The shocking event in question is an act of murder & of sexual abuse which took place within the confines of the temple - & it was this aspect of the play which provoked such controversy. 

Members of the Sikh community in Birmingham felt this mocked Sikhism, & had been campaigning to have the play cancelled since before it started - in fact, the Rep, together with co-promoter of the play Sampad (the nationally respected South Asian arts agency based in Birmingham) & the writer had been in dialogue with the community since before it went into production. However, accomodations were not reached, especially the crucial request to change the setting from inside the temple to place it instead within a community hall, & since the play opened a peaceful protest had been taking place outside the theatre. 

This protest erupted into violence & rioting a few days into the run when over 400 protesters gathered in the currently cramped Centenary Square, & attempted to storm the theatre, also currently showing in the other house Roald Dahl's The Witches, a play for children. Over 800 people had to be evacuated, windows were smashed, security guards were attacked, & some demonstrators entered the backstage area & smashed equipment. As a result of this, the Rep has reluctantly cancelled the play on the grounds that it cannot guarantee the safety of members of staff & the general public. 

I have always been a passionate advocate of the principles of freedom of speech, & as a principle actually go as far as having the opinion that speech should in an ideal world be absolutely free. As a realist however, I accept that there do have to be some boundaries to that freedom - my free speech ends at the end of your nose, & I accept that speech which actively incites real violence has no place in a civilised society. I fully support the right of the people who were offended by this play to peacefully protest about it - but I also fully support the right of the theatre to perform the play & for the audience to see the play. I cannot support a situation where a mob is able to use violence to silence the voice of another, on any grounds whatsoever, & will always support the voice over the fist.

Parallels have been drawn with Salman Rushdie's book The Satanic Verses. I read that book (it is a very gripping science fiction-esque story, with a slant of black humour in it itself), & with the very basic knowledge of Islam I have was able to see just what caused offence - but cannot see what might warrant the removal of it from the library shelves or the publisher's catalogue, let alone the removal of the author from the earth. I'm also reminded of the similar controversy which surrounded Martin Scorsese's 1988 production of The Last Temptation of Christ, in which Jesus during his torture contemplates whether he really is following God's plan for himself & has a vision of what his life might be if he gives up his mission & settles down to a quiet life with Mary Magdalene (notwithstanding the claims made in the book The Holy Blood & The Holy Grail that he did just that). That film provoked similar violent scenes this time by Christian protesters, most of them having never seen it & unaware that it emphasised the humanity of Jesus in a way entirely keeping with Christian orthodoxy. 

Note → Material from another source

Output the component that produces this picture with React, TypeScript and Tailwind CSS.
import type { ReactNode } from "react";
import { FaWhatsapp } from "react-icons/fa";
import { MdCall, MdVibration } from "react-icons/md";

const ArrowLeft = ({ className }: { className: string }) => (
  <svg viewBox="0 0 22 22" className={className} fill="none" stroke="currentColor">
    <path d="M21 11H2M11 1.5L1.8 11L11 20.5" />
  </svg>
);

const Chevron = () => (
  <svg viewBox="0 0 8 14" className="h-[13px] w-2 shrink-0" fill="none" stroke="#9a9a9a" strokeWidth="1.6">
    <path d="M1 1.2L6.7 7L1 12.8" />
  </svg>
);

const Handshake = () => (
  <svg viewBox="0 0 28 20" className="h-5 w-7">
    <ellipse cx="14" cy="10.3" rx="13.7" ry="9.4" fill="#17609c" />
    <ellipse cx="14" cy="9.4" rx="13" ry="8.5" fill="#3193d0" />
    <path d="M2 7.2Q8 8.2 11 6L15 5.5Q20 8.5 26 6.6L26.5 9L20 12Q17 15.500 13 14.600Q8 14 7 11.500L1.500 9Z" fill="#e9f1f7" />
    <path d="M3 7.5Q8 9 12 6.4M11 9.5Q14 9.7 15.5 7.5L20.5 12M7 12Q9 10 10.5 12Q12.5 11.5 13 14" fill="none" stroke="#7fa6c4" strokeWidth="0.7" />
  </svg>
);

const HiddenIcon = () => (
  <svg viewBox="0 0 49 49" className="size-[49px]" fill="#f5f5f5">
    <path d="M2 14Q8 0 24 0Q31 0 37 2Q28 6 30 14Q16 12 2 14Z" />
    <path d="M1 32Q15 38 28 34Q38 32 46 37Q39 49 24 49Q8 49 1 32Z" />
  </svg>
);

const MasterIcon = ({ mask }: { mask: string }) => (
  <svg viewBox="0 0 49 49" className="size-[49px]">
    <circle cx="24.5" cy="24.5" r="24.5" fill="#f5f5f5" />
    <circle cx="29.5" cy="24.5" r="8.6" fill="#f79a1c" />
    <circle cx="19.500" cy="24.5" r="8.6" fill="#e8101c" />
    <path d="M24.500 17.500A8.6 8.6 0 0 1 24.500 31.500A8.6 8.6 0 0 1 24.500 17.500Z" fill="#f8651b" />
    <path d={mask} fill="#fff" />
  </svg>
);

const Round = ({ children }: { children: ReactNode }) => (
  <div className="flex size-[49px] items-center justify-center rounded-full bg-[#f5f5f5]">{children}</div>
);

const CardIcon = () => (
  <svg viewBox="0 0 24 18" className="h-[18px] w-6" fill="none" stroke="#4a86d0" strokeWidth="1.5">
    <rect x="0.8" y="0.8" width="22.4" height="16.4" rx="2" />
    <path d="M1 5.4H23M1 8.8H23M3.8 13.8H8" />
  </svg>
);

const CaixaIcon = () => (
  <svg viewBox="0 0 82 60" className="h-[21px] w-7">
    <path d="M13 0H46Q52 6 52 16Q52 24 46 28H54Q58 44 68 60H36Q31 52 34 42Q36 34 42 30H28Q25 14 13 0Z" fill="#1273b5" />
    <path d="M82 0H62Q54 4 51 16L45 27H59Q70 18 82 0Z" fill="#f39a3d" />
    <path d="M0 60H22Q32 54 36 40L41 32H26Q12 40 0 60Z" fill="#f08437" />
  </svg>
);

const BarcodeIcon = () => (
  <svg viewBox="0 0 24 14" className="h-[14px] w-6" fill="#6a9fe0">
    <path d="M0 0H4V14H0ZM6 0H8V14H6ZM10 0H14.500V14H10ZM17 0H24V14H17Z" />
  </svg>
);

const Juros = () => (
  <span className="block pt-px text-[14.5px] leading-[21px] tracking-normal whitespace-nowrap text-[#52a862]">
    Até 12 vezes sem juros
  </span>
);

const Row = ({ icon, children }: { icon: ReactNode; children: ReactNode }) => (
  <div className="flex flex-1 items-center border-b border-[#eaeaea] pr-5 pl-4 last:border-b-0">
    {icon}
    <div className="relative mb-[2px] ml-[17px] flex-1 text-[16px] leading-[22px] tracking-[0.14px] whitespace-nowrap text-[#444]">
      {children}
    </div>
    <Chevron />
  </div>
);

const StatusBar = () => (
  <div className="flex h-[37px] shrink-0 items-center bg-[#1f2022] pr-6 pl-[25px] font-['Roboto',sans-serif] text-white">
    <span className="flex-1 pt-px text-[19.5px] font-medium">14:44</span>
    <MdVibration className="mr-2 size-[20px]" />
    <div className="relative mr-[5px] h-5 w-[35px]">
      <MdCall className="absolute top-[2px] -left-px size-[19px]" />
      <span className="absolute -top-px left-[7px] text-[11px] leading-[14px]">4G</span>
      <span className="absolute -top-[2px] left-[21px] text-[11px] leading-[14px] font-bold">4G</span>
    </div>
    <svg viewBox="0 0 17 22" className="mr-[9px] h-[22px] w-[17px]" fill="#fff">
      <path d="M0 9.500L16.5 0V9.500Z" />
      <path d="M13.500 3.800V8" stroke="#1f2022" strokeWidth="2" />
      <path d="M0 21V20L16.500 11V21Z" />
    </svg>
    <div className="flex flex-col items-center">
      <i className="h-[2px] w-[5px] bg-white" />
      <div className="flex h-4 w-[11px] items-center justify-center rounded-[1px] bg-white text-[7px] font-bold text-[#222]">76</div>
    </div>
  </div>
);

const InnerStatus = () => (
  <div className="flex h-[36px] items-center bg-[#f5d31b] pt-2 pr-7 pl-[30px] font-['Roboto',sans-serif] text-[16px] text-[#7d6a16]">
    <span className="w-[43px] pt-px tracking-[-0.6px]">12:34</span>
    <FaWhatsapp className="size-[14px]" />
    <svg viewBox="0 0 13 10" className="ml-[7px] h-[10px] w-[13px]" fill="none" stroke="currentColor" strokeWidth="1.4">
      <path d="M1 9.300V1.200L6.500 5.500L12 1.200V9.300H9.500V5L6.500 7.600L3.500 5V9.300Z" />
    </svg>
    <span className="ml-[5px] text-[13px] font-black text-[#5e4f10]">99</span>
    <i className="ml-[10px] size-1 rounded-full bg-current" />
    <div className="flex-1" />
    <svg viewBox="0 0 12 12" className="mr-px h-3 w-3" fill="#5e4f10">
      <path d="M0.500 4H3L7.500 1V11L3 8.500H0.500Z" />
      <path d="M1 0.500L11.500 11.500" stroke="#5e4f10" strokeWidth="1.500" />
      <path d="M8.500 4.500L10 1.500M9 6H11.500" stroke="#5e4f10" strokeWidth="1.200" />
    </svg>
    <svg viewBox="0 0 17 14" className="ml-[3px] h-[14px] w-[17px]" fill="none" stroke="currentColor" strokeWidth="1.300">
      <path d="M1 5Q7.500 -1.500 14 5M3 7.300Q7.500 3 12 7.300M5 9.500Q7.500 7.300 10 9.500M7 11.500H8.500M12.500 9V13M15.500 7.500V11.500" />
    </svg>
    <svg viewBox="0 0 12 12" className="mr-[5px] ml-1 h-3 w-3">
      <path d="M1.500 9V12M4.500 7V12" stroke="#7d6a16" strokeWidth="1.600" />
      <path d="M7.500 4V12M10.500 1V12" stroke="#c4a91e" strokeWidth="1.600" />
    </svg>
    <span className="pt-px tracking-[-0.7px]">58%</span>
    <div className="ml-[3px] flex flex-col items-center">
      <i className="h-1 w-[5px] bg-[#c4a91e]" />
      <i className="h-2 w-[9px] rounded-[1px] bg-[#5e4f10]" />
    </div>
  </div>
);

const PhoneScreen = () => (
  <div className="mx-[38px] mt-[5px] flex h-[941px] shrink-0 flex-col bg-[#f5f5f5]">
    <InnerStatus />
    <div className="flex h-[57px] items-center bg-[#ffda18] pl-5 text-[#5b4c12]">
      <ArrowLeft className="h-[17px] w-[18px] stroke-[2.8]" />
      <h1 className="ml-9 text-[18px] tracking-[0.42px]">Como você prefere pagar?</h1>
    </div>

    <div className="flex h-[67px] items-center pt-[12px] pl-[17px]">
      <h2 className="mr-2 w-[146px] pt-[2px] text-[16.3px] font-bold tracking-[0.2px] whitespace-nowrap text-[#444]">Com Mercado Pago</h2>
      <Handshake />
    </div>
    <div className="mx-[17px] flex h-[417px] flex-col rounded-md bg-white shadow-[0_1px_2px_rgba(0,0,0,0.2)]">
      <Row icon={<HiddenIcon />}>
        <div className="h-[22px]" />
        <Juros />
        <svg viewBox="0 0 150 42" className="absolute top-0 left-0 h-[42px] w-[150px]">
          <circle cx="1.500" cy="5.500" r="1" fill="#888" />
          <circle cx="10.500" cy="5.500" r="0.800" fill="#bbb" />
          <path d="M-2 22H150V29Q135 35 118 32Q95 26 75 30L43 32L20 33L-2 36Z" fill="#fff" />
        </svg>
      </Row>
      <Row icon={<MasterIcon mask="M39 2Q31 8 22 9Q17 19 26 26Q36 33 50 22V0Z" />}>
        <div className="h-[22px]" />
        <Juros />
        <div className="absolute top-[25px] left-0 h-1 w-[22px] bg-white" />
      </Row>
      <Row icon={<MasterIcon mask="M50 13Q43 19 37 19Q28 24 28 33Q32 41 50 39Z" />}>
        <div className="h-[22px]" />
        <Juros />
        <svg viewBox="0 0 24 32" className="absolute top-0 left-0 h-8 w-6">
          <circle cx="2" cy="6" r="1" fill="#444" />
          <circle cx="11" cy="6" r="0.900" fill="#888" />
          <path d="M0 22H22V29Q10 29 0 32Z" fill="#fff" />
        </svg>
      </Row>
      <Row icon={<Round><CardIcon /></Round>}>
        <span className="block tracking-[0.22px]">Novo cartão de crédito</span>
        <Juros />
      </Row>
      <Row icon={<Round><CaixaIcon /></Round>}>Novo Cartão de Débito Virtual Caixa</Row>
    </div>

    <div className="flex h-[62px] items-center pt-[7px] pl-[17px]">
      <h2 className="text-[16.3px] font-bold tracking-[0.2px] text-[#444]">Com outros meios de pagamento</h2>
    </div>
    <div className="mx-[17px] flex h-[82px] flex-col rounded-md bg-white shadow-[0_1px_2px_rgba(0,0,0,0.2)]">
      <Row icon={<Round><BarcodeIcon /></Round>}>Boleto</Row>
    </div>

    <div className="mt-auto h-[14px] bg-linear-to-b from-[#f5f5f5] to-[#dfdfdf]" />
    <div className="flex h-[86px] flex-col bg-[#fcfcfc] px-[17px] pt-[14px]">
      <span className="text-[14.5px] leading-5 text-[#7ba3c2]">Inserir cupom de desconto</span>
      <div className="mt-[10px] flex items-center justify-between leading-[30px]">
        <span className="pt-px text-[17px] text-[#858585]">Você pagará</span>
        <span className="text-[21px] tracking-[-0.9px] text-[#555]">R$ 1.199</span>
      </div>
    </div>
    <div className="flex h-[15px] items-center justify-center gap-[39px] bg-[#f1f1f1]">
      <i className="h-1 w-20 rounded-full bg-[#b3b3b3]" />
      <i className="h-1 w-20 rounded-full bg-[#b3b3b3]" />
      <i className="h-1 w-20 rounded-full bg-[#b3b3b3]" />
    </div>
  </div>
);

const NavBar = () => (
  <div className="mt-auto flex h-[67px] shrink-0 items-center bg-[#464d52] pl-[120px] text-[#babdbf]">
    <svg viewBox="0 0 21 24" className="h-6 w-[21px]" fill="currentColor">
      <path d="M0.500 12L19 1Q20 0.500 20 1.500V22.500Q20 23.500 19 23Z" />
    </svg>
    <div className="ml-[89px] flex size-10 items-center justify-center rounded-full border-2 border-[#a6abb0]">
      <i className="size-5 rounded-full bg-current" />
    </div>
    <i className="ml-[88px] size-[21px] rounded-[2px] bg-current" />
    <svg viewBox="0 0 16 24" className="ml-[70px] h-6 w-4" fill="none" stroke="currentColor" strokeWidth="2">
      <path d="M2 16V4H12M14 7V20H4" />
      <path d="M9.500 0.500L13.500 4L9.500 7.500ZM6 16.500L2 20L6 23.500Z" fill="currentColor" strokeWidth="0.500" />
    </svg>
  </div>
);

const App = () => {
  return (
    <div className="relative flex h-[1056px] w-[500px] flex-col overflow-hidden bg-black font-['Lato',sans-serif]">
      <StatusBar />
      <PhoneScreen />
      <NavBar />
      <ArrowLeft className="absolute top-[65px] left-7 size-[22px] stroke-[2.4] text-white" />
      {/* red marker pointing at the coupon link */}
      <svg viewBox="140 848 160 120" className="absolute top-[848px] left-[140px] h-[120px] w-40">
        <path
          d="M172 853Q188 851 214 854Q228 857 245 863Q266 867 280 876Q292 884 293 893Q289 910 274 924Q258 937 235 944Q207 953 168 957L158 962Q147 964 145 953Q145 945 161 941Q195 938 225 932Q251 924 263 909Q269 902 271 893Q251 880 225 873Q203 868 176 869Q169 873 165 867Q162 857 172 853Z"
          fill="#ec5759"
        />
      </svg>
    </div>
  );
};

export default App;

The government is currently pushing through a controversial bill to criminalise religious hatred along similar lines to the existing laws against racial hatred, & some members of Birmingham's Sikh community felt this play (written by a Sikh herself) was an example of the kind of religious hatred this bill is intended to prohibit, though Sikhs as it happens are already protected under existing race relations legislation. Ostensibly to protect minority ethnic cultures, the bill, together with recent events in Birmingham, may well actually provoke far more hatred than it seeks to prevent, as reductio ad absurdam 'political correctness gone mad' arguments are brought up by the political right & as some members of some religions feel the law will feel they will be criminalised by expressing their own faiths - most holy books have passages in them which decry those who don't believe in them in terms which are far from loving, including the Bible & the Qu'ran - & as people who might normally be of a moderate opinion are driven further to the right on the basis of 'what they've heard' & not been able to hear the true facts. The government is right to legislate against acts of hatred, but it must do so very carefully - it should not do so in a way which risks provoking the very kind of hatred it claims to be wishing to prevent, & it should always allow room for people to criticise aspects of any religion which they feel are unwholesome. 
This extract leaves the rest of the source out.